- _Written request_:
Go through the data below line by line and count those containing the word "styles". Reply with the count only.
* * * *
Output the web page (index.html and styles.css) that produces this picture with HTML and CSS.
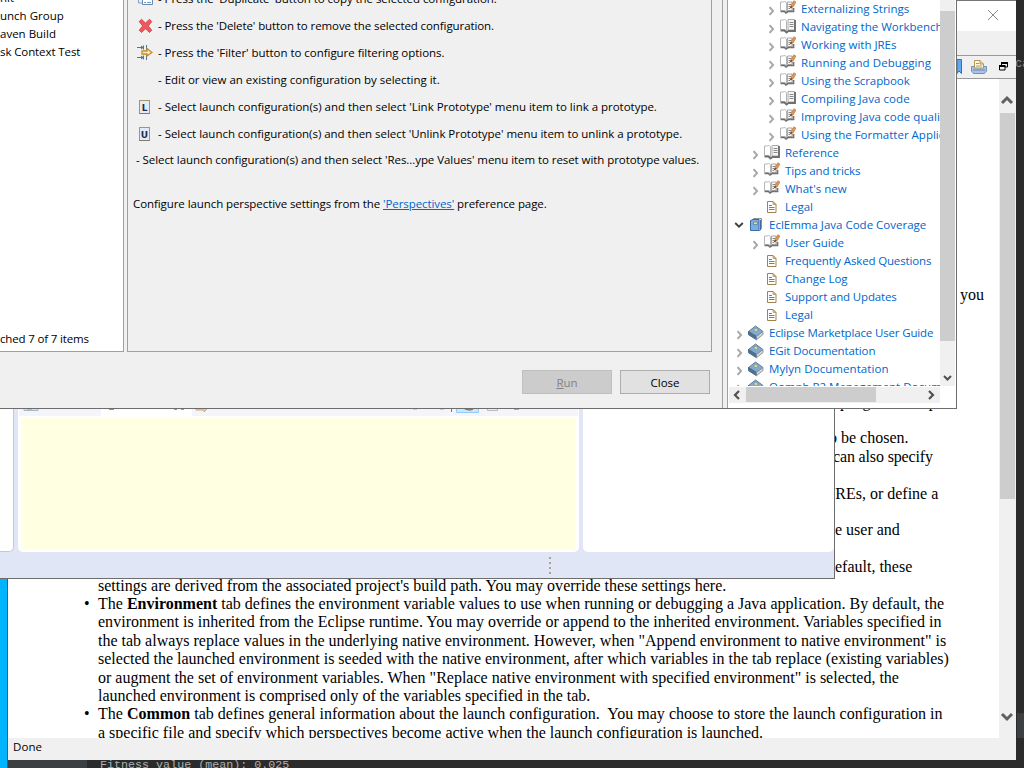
FILE: index.html
```
<!DOCTYPE html>
<html lang="en">
<head>
<meta charset="utf-8">
<title>Launch configurations</title>
<link rel="stylesheet" href="styles.css">
</head>
<body>
<svg class="defs" width="0" height="0">
  <defs>
    <symbol id="chev" viewBox="0 0 8 10"><path d="M2.500 1.2 6.1 5 2.500 8.800" fill="none" stroke="#a6a6a6" stroke-width="1.9"/></symbol>
    <symbol id="book" viewBox="0 0 16 16"><path d="M.5 2h3l1-1 2 2v10l-2-1.500h-4z" fill="#fff" stroke="#b5b5b5"/><path d="M8 1.500h6.500v10.500H8z" fill="#f6f6f6" stroke="#aaa"/><path d="M.5 12.500h4l2 2 2-1.500h6.500V2" fill="none" stroke="#707070" stroke-width="1.900"/><path d="M9.500 4.500h4M9.500 6.500h4M9.500 8.500h4" stroke="#888"/></symbol>
    <symbol id="guide" viewBox="0 0 16 16"><path d="M.5 2h3l1-1 2 2v8.500l-2-1h-4z" fill="#fff" stroke="#b5b5b5"/><path d="M7.500 2H12v8.500H7.500z" fill="#f6f6f6" stroke="#aaa"/><path d="M.5 11.500h4l1.500 1.500 2-1.500h5.500V8" fill="none" stroke="#707070" stroke-width="1.700"/><path d="M8.500 4.500h2.500M8.500 6.500h2M8.500 8.500h1.500" stroke="#888"/><path d="m10.300 7.500 1-2.500L13.700.8 16 2l-2.700 4.800z" fill="#e3964d" stroke="#b5703c" stroke-width=".6"/><path d="m10 8.500.8-2.500 1.700 1z" fill="#333"/></symbol>
    <symbol id="page" viewBox="0 0 16 16"><path d="M3.500 2.500h5.500l3 3v8H3.500z" fill="#fff" stroke="#a2824a"/><path d="M9 2.500v3h3z" fill="#e8c46a" stroke="#a2824a" stroke-width=".6"/><path d="M5 6.500h3M5 8.500h5.500M5 10.500h5.500" stroke="#6083ad"/></symbol>
    <symbol id="open" viewBox="0 0 16 16"><path d="M3.500 3.500 5.500 1.500h8v10l-2 2.500z" fill="#dfe6ef" stroke="#8a9099"/><path d="M12.500 3v10" stroke="#3d6ca5"/><path d="M2.500 3.500 5 2.500h6v11H2.500z" fill="#78aee8" stroke="#3d6ca5"/><path d="M5.500 5h4v2.500h-4z" fill="#ead894" stroke="#4d6d87" stroke-width=".6"/></symbol>
    <symbol id="closed" viewBox="0 0 16 16"><path d="m.5 6.500 7-5.500 7.500 5.500-6 5z" fill="#82abd0" stroke="#5e7f9c"/><path d="M.5 6.500v3.200l8 5v-3z" fill="#4a7399" stroke="#4c6a85"/><path d="m8.500 11.500 6.500-5v3l-6.500 5.200z" fill="#d5dade" stroke="#78858e" stroke-width=".8"/><path d="m5.500 5 2.300-1.700L10.300 5 8 6.700z" fill="#eddc92" stroke="#6f8079" stroke-width=".5"/></symbol>
  </defs>
</svg>

<div class="desktop">
  <div class="taskstrip"></div>
  <div class="console">Fitness value (mean): 0.025</div>
  <div class="sidecode">ca</div>
  <div class="sideblock"></div>

  <section class="help">
    <header class="help-title"><svg width="12" height="12" viewBox="0 0 12 12"><path d="m1 1 10 10M11 1 1 11" stroke="#888" fill="none"/></svg></header>
    <div class="help-band"></div>
    <div class="help-tools">
      <svg width="5" height="16" viewBox="0 0 5 16"><path d="M0 .5h4.500v14L2 12l-2 2.500z" fill="#5eaaf0" stroke="#2677bd"/></svg>
      <svg class="print" width="16" height="16" viewBox="0 0 16 16"><path d="M.5 7.500h15V12l-2 2.500h-11L.5 12z" fill="#a9c2e6" stroke="#7390bb"/><path d="M3.500 9V1.500H9L12.500 5v4z" fill="#fff9df" stroke="#b29655"/><path d="M9 1.500V5h3.500" fill="#e8d28c" stroke="#b29655"/><path d="M5 4.500h3M5 7h6" stroke="#ae9762"/><path d="M2 11h12" stroke="#6685b5"/></svg>
      <svg class="restore" width="9" height="9" viewBox="0 0 9 9"><path d="M2.500 4V1h6v4H6M.5 4h5.500v4H.5z" fill="none" stroke="#000"/><path d="M2 1h7M0 4h6.500" stroke="#000" stroke-width="2"/></svg>
    </div>
    <div class="help-main">
      <div class="doc">
        <p class="ln you">you</p>
        <p class="ln f0">program setup</p>
        <p class="ln">&nbsp;</p>
        <p class="ln f1">o be chosen.</p>
        <p class="ln f2">can also specify</p>
        <p class="ln">&nbsp;</p>
        <p class="ln f3">JREs, or define a</p>
        <p class="ln">&nbsp;</p>
        <p class="ln f4">he user and</p>
        <p class="ln">&nbsp;</p>
        <p class="ln f5">default, these</p>
        <p class="ln wide">settings are derived from the associated project's build path. You may override these settings here.</p>
        <ul class="tabs">
          <li>The <b>Environment</b> tab defines the environment variable values to use when running or debugging a Java application. By default, the<br><span class="wide">environment is inherited from the Eclipse runtime. You may override or append to the inherited environment. Variables specified in</span><br>the tab always replace values in the underlying native environment. However, when "Append environment to native environment" is<br>selected the launched environment is seeded with the native environment, after which variables in the tab replace (existing variables)<br>or augment the set of environment variables. When "Replace native environment with specified environment" is selected, the<br>launched environment is comprised only of the variables specified in the tab.</li>
          <li><span class="wide">The <b>Common</b> tab defines general information about the launch configuration.&nbsp; You may choose to store the launch configuration in</span><br>a specific file and specify which perspectives become active when the launch configuration is launched.</li>
        </ul>
      </div>
      <div class="doc-scroll">
        <svg width="16" height="34" viewBox="0 0 16 34"><path d="m3 24 5-5 5 5" fill="none" stroke="#606060" stroke-width="3"/></svg>
        <div class="doc-thumb"></div>
        <svg class="down" width="16" height="34" viewBox="0 0 16 34"><path d="m3 10 5 5 5-5" fill="none" stroke="#606060" stroke-width="3"/></svg>
      </div>
    </div>
    <footer class="status">Done</footer>
  </section>

  <section class="ide">
    <div class="ide-panes">
      <div class="pane-left"></div>
      <div class="pane-mid">
        <div class="tabbar">
          <svg width="564" height="9" viewBox="0 0 564 9"><path fill="#fff" d="M82 0h91v9H82z"/><path d="M5-1v2.500h14V-1" fill="#d8e2ee" stroke="#a5b9cf"/><path d="M8-1h5v2H8z" fill="#e4b75f"/><path d="M90 .5h5" stroke="#59a4c7"/><path d="M155 .5h3m4 0h3" stroke="#999"/><path d="M177-1v2h8v2l4-4" fill="#edcf98" stroke="#d8ab68"/><path d="M394 .5h4m23 0h4" stroke="#ccc"/><path d="M432.500 0v3" stroke="#777"/><path d="M437.500-2h22v5.500h-22z" fill="#cce6ff" stroke="#91cbfb"/><path d="m446 0 5 1 3-1" fill="none" stroke="#a97625" stroke-width="1.500"/><path d="M468.500-2h10v3.500h-10z" fill="#eee" stroke="#bbb"/><path d="M495 .5h5" stroke="#aaa"/></svg>
        </div>
        <div class="yellow"></div>
      </div>
      <div class="pane-right"></div>
    </div>
    <div class="ide-status"><i></i><i></i><i></i><i></i></div>
  </section>

  <section class="dialog">
    <div class="dlg-main">
      <div class="panels">
        <div class="types">
          <div class="t t0">nit</div>
          <div class="t t1">unch Group</div>
          <div class="t t2">aven Build</div>
          <div class="t t3">sk Context Test</div>
          <div class="t matched">ched 7 of 7 items</div>
        </div>
        <div class="info">
          <div class="row"><svg width="16" height="16" viewBox="0 0 16 16"><path d="M1.500 1h9v11h-9z" fill="#e8edf3" stroke="#8aa0b9"/><path d="M5.500 4h10v9.500h-10z" fill="#fff" stroke="#6889b4"/><path d="M7 8.500h2m1 0h4M7 11.500h2m1 0h4" stroke="#759ac6"/></svg><span class="w0">- Press the 'Duplicate' button to copy the selected configuration.</span></div>
          <div class="row"><svg width="16" height="16" viewBox="0 0 16 16"><path d="M2.200 3.600 4.500 1.300 8.500 5l4-3.700 2.300 2.300L11.300 8l3.500 4.200-2.300 2.300-4-3.700-4 3.700-2.300-2.300L5.700 8z" fill="#ed5960" stroke="#cf3740" stroke-width=".8"/></svg><span class="w1">- Press the 'Delete' button to remove the selected configuration.</span></div>
          <div class="row"><svg width="16" height="16" viewBox="0 0 16 16"><path d="M0 2.500h7M0 12.500h7M9.500 0v5M9.500 10v5M6.500.5v4M6.500 10.500v4" stroke="#477c99" fill="none"/><path d="m4 .5 3 2-3 2m0 6 3 2-3 2" fill="#477c99"/><path d="M5 6h5V3.500L15 7.500l-5 3.500V9H5z" fill="#fff0b9" stroke="#c48a2b" stroke-width="1.300"/></svg><span class="w2">- Press the 'Filter' button to configure filtering options.</span></div>
          <div class="row"><i class="blank"></i><span class="w3">- Edit or view an existing configuration by selecting it.</span></div>
          <div class="row"><b class="box">L</b><span class="w4">- Select launch configuration(s) and then select 'Link Prototype' menu item to link a prototype.</span></div>
          <div class="row"><b class="box">U</b><span class="w5">- Select launch configuration(s) and then select 'Unlink Prototype' menu item to unlink a prototype.</span></div>
          <div class="row reset"><span class="w6">- Select launch configuration(s) and then select 'Res...ype Values' menu item to reset with prototype values.</span></div>
          <div class="row persp"><span class="w7">Configure launch perspective settings from the <a>'Perspectives'</a> preference page.</span></div>
        </div>
      </div>
      <div class="buttons"><div class="btn off"><span><u>R</u>un</span></div><div class="btn"><span>Close</span></div></div>
    </div>
    <div class="helpview">
      <div class="view-row">
        <div class="tree">
          <div class="node l3"><svg class="c"><use href="#chev"/></svg><svg class="i"><use href="#guide"/></svg><span>Externalizing Strings</span></div>
          <div class="node l3"><svg class="c"><use href="#chev"/></svg><svg class="i"><use href="#book"/></svg><span>Navigating the Workbench</span></div>
          <div class="node l3"><svg class="c"><use href="#chev"/></svg><svg class="i"><use href="#guide"/></svg><span>Working with JREs</span></div>
          <div class="node l3"><svg class="c"><use href="#chev"/></svg><svg class="i"><use href="#guide"/></svg><span class="loose">Running and Debugging</span></div>
          <div class="node l3"><svg class="c"><use href="#chev"/></svg><svg class="i"><use href="#guide"/></svg><span class="snug">Using the Scrapbook</span></div>
          <div class="node l3"><svg class="c"><use href="#chev"/></svg><svg class="i"><use href="#book"/></svg><span class="loose">Compiling Java code</span></div>
          <div class="node l3"><svg class="c"><use href="#chev"/></svg><svg class="i"><use href="#guide"/></svg><span class="loose">Improving Java code quality</span></div>
          <div class="node l3"><svg class="c"><use href="#chev"/></svg><svg class="i"><use href="#guide"/></svg><span>Using the Formatter Application</span></div>
          <div class="node l2"><svg class="c"><use href="#chev"/></svg><svg class="i"><use href="#book"/></svg><span>Reference</span></div>
          <div class="node l2"><svg class="c"><use href="#chev"/></svg><svg class="i"><use href="#guide"/></svg><span class="snug">Tips and tricks</span></div>
          <div class="node l2"><svg class="c"><use href="#chev"/></svg><svg class="i"><use href="#guide"/></svg><span>What's new</span></div>
          <div class="node l2"><i class="c"></i><svg class="i pg"><use href="#page"/></svg><span>Legal</span></div>
          <div class="node l1"><svg class="c exp" viewBox="0 0 10 10"><path d="m1.200 3 3.800 3.700L8.800 3" fill="none" stroke="#404040" stroke-width="1.900"/></svg><svg class="i pg"><use href="#open"/></svg><span>EclEmma Java Code Coverage</span></div>
          <div class="node l2"><svg class="c"><use href="#chev"/></svg><svg class="i"><use href="#guide"/></svg><span class="snug">User Guide</span></div>
          <div class="node l2"><i class="c"></i><svg class="i pg"><use href="#page"/></svg><span class="tight">Frequently Asked Questions</span></div>
          <div class="node l2"><i class="c"></i><svg class="i pg"><use href="#page"/></svg><span>Change Log</span></div>
          <div class="node l2"><i class="c"></i><svg class="i pg"><use href="#page"/></svg><span class="tight">Support and Updates</span></div>
          <div class="node l2"><i class="c"></i><svg class="i pg"><use href="#page"/></svg><span>Legal</span></div>
          <div class="node l1"><svg class="c"><use href="#chev"/></svg><svg class="i pg"><use href="#closed"/></svg><span class="tight">Eclipse Marketplace User Guide</span></div>
          <div class="node l1"><svg class="c"><use href="#chev"/></svg><svg class="i pg"><use href="#closed"/></svg><span class="snug">EGit Documentation</span></div>
          <div class="node l1"><svg class="c"><use href="#chev"/></svg><svg class="i pg"><use href="#closed"/></svg><span class="loose">Mylyn Documentation</span></div>
          <div class="node l1"><svg class="c"><use href="#chev"/></svg><svg class="i pg"><use href="#closed"/></svg><span>Oomph P2 Management Documentation</span></div>
        </div>
        <div class="vscroll"><div class="vthumb"></div><svg width="15" height="17" viewBox="0 0 15 17"><path d="m4 7 3.500 3.500L11 7" fill="none" stroke="#505050" stroke-width="2"/></svg></div>
      </div>
      <div class="hscroll"><svg width="17" height="16" viewBox="0 0 17 16"><path d="M10 4 6 8l4 4" fill="none" stroke="#505050" stroke-width="2.200"/></svg><div class="hthumb"></div><svg class="right" width="17" height="16" viewBox="0 0 17 16"><path d="m6 4 4 4-4 4" fill="none" stroke="#505050" stroke-width="2.200"/></svg></div>
    </div>
  </section>
</div>
</body>
</html>
```
FILE: styles.css
```
* { box-sizing: border-box; }
body { margin: 0; font: 11.5px/18px "Open Sans", "Noto Sans", sans-serif; color: #000; }
p, ul { margin: 0; padding: 0; }
svg { display: block; flex: none; }
.defs { position: absolute; }
.desktop { position: relative; width: 1024px; height: 768px; overflow: hidden; background: #2b2b2b; }
.taskstrip { position: absolute; left: 0; top: 578px; width: 8px; height: 190px; background: #00b4ff; border-right: 1px solid #28608a; }
.console { position: absolute; left: 8px; top: 760px; width: 1016px; height: 8px; padding-left: 92px; overflow: hidden; background: linear-gradient(90deg, #3c3f41 79px, #2b2b2b 79px); color: #a9b0b5; font: 11.7px/11px "Liberation Mono", monospace; }
.sidecode { position: absolute; left: 1015px; top: 58px; color: #8b8b8b; font: 12px/13px "Liberation Mono", monospace; }
.sideblock { position: absolute; left: 1017px; top: 713px; width: 7px; height: 25px; background: #3c3f41; }

/* Help browser window */
.help { position: absolute; left: 8px; top: 0; width: 1008px; height: 760px; background: #fff; display: flex; flex-direction: column; }
.help-title { height: 31px; padding: 8px 0 0 979px; border-top: 1px solid #777; }
.help-band { height: 25px; background: #f0f0f0; border-bottom: 1px solid #999; }
.help-tools { height: 23px; padding: 3px 8px 0 0; background: #f0f0f0; border-bottom: 1px solid #999; display: flex; justify-content: flex-end; }
.print { margin-left: 9px; }
.restore { margin: 3px 0 0 12px; }
.help-main { display: flex; height: 659px; }
.doc { width: 991px; height: 659px; padding: 207px 0 0 90px; overflow: hidden; font: 16px/18.4px "Liberation Serif", serif; white-space: nowrap; }
.you { padding-left: 862px; margin-bottom: 88.1px; }
.f0 { padding-left: 742px; letter-spacing: 0.4px; }
.f1 { padding-left: 731px; }
.f2 { padding-left: 735px; letter-spacing: -0.15px; }
.f3 { padding-left: 731px; }
.f4 { padding-left: 729px; }
.f5 { padding-left: 729px; }
.wide { letter-spacing: 0.02px; }
.tabs { list-style: none; }
.tabs li::before { content: "•"; float: left; margin-left: -14px; }
.doc-scroll { width: 17px; background: #f0f0f0; display: flex; flex-direction: column; }
.doc-thumb { width: 15px; height: 386px; margin-left: 1px; background: #cdcdcd; }
.down { margin-top: auto; }
.status { height: 22px; background: #f0f0f0; padding-left: 5px; line-height: 17px; letter-spacing: 0.1px; }

/* Workbench window behind the dialog */
.ide { position: absolute; left: 0; top: 409px; width: 835px; height: 170px; background: #e1e6f6; border: solid #6d6d6d; border-width: 0 1px 1px 0; }
.ide-panes { display: flex; height: 143px; }
.pane-left { width: 14px; background: #fff; border: solid #c6c8d2; border-width: 0 1px 1px 0; border-radius: 0 0 5px 0; }
.pane-mid { width: 561px; margin-left: 4px; background: #fff; border-radius: 0 0 5px 5px; padding: 0 3px 2px 3px; display: flex; flex-direction: column; }
.tabbar { height: 7px; margin: 0 -2px 2px -2px; overflow: hidden; background: #f4f5fb; }
.yellow { flex: 1; background: #ffffe1; }
.pane-right { width: 251px; margin-left: 4px; background: #fff; border-radius: 0 0 5px 5px; }
.ide-status { display: flex; flex-direction: column; gap: 3px; padding: 5px 0 0 549px; }
.ide-status i { width: 2px; height: 2px; background: #aaa391; }

/* Run configurations dialog */
.dialog { position: absolute; left: 0; top: 0; width: 957px; height: 409px; background: #f0f0f0; border: solid #6d6d6d; border-width: 0 1px 1px 0; display: flex; }
.dlg-main { width: 723px; border-right: 1px solid #a0a0a0; }
.panels { display: flex; gap: 3px; height: 352px; }
.types { width: 124px; background: #fff; border: solid #a0a0a0; border-width: 0 1px 1px 0; display: flex; flex-direction: column; overflow: hidden; white-space: nowrap; }
.t { height: 18px; line-height: 18px; }
.t0 { margin-top: -11px; }
.t3 { letter-spacing: -0.1px; }
.matched { margin: auto 0 3px; letter-spacing: -0.16px; }
.info { width: 585px; border: solid #a0a0a0; border-width: 0 1px 1px; padding: 0 0 0 8px; overflow: hidden; white-space: nowrap; }
.row { display: flex; height: 27px; align-items: center; gap: 6px; }
.row:first-child { margin-top: -15px; }
.row svg { margin: 0 -1px 0 1px; }
.w0 { letter-spacing: -0.05px; }
.w1 { letter-spacing: -0.09px; }
.w2 { letter-spacing: -0.04px; }
.w3, .w4 { letter-spacing: -0.02px; }
.w5 { letter-spacing: -0.03px; }
.w6 { letter-spacing: -0.065px; }
.w7 { letter-spacing: -0.08px; }
.blank { width: 16px; }
.box { width: 11px; height: 14px; margin: 1px 2px 0 3px; border: 1px solid #a3995f; border-bottom-color: #7f7b6c; background: #e2ebfa; color: #1c2b40; font: bold 9px/14px "DejaVu Sans", sans-serif; text-align: center; }
.reset { height: 25px; }
.persp { margin: 18px 0 0 -3px; }
a { color: #0066cc; text-decoration: underline; }
.buttons { display: flex; justify-content: flex-end; gap: 8px; padding: 18px 12px 0 0; }
.btn { width: 90px; height: 24px; border: 1px solid #adadad; background: #e1e1e1; text-align: center; line-height: 23px; }
.off { color: #838383; background: #ccc; border-color: #bfbfbf; }

.helpview { width: 229px; margin-left: 4px; border-left: 1px solid #a0a0a0; background: #fff; }
.view-row { display: flex; height: 386px; }
.tree { width: 212px; overflow: hidden; white-space: nowrap; color: #0066cc; }
.node { display: flex; height: 18px; align-items: center; }
.node > * { flex: none; }
.tight { letter-spacing: -0.15px; }
.snug { letter-spacing: -0.1px; }
.loose { letter-spacing: 0.07px; }
.c { width: 8px; height: 10px; margin: 3px 5px 0 0; }
.exp { width: 10px; margin: 0 4px 0 -1px; }
.i { width: 16px; height: 16px; margin: -3px 5px 0 0; }
.pg { margin-top: 0; }
.l1 { padding-left: 7px; }
.l2 { padding-left: 23px; }
.l3 { padding-left: 39px; }
.vscroll { width: 15px; background: #f0f0f0; display: flex; flex-direction: column; }
.vthumb { height: 331px; margin-top: 11px; background: #cdcdcd; }
.vscroll svg { margin-top: 28px; }
.hscroll { display: flex; width: 211px; height: 16px; margin: 1px 0 0 1px; background: #f0f0f0; }
.hthumb { width: 130px; height: 15px; background: #cdcdcd; }
.right { margin-left: auto; }
```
* * * *
- _Finished task_:
3